"""

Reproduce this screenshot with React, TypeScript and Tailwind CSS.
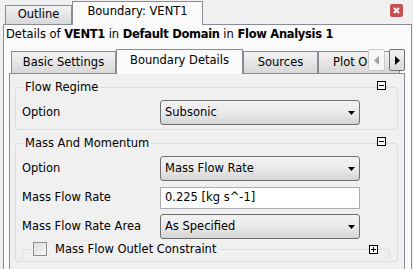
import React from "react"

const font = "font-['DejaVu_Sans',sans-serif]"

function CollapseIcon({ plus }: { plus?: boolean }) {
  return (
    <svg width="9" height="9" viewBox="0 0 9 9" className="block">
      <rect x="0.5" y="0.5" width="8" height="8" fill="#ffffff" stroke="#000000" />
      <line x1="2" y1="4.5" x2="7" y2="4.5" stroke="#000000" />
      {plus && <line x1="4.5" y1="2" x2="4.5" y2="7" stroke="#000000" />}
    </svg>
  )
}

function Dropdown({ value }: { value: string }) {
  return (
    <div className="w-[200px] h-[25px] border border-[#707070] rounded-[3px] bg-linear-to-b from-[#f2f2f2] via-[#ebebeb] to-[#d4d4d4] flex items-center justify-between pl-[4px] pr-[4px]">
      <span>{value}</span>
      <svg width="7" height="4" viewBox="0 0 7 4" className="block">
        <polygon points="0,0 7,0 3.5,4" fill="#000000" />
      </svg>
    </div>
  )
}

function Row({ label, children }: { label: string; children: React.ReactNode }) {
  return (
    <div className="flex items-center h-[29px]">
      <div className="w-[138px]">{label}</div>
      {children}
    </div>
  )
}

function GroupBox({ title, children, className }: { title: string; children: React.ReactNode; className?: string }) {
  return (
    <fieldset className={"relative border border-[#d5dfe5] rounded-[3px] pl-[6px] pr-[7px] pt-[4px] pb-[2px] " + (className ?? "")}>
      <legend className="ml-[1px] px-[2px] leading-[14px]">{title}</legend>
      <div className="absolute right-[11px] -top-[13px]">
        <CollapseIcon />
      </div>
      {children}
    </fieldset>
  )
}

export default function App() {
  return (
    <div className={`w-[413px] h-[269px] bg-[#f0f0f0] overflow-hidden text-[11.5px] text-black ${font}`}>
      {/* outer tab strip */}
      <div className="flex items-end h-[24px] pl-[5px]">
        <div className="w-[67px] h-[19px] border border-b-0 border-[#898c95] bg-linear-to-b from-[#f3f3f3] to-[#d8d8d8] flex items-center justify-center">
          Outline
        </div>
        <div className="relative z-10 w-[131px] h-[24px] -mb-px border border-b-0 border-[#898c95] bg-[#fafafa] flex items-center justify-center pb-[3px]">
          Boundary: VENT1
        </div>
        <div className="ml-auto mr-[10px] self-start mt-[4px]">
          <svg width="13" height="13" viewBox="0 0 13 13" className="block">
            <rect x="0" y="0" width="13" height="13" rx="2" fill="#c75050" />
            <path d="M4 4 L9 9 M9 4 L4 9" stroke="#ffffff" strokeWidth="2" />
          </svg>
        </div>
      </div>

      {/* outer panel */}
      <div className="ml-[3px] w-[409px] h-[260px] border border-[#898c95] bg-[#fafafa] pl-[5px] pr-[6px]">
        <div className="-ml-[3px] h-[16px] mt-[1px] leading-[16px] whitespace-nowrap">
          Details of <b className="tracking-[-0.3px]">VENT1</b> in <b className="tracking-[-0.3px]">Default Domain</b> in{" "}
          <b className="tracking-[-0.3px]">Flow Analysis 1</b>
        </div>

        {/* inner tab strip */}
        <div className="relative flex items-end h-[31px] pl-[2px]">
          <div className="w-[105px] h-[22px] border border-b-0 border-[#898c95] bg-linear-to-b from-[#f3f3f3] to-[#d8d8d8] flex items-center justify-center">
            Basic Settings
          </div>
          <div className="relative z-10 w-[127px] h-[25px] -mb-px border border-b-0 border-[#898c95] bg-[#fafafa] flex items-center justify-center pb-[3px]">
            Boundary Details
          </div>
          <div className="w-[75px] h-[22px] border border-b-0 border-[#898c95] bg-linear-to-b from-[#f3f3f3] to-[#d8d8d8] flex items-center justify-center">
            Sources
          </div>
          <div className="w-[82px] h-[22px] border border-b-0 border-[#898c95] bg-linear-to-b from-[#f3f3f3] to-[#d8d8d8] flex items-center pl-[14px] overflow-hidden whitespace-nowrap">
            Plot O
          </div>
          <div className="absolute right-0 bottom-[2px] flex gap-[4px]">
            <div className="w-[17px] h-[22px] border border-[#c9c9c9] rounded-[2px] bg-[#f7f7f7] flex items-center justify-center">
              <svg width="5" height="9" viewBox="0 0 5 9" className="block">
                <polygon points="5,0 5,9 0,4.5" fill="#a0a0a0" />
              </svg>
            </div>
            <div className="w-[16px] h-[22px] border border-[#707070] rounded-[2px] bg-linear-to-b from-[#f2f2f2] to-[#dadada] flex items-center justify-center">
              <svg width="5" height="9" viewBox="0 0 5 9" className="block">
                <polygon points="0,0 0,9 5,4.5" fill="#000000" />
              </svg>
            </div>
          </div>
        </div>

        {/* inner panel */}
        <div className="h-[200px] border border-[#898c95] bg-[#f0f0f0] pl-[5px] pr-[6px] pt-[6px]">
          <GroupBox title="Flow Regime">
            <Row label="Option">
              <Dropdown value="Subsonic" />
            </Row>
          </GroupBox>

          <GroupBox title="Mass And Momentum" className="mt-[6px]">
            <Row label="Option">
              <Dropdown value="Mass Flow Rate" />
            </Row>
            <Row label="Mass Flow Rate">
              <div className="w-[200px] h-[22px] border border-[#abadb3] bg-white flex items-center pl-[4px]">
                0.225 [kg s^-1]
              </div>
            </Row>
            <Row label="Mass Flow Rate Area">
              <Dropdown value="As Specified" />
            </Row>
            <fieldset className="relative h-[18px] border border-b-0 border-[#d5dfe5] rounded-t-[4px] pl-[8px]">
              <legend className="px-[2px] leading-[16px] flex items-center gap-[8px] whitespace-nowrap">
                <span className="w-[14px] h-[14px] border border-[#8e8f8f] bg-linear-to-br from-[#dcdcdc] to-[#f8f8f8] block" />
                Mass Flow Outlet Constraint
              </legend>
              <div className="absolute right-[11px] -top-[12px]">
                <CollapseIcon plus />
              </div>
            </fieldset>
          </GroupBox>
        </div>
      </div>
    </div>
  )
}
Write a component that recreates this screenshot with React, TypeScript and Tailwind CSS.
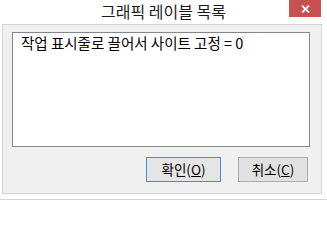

"""

Determine how many lines of the entries above carry the string "React", and give that number alone.

5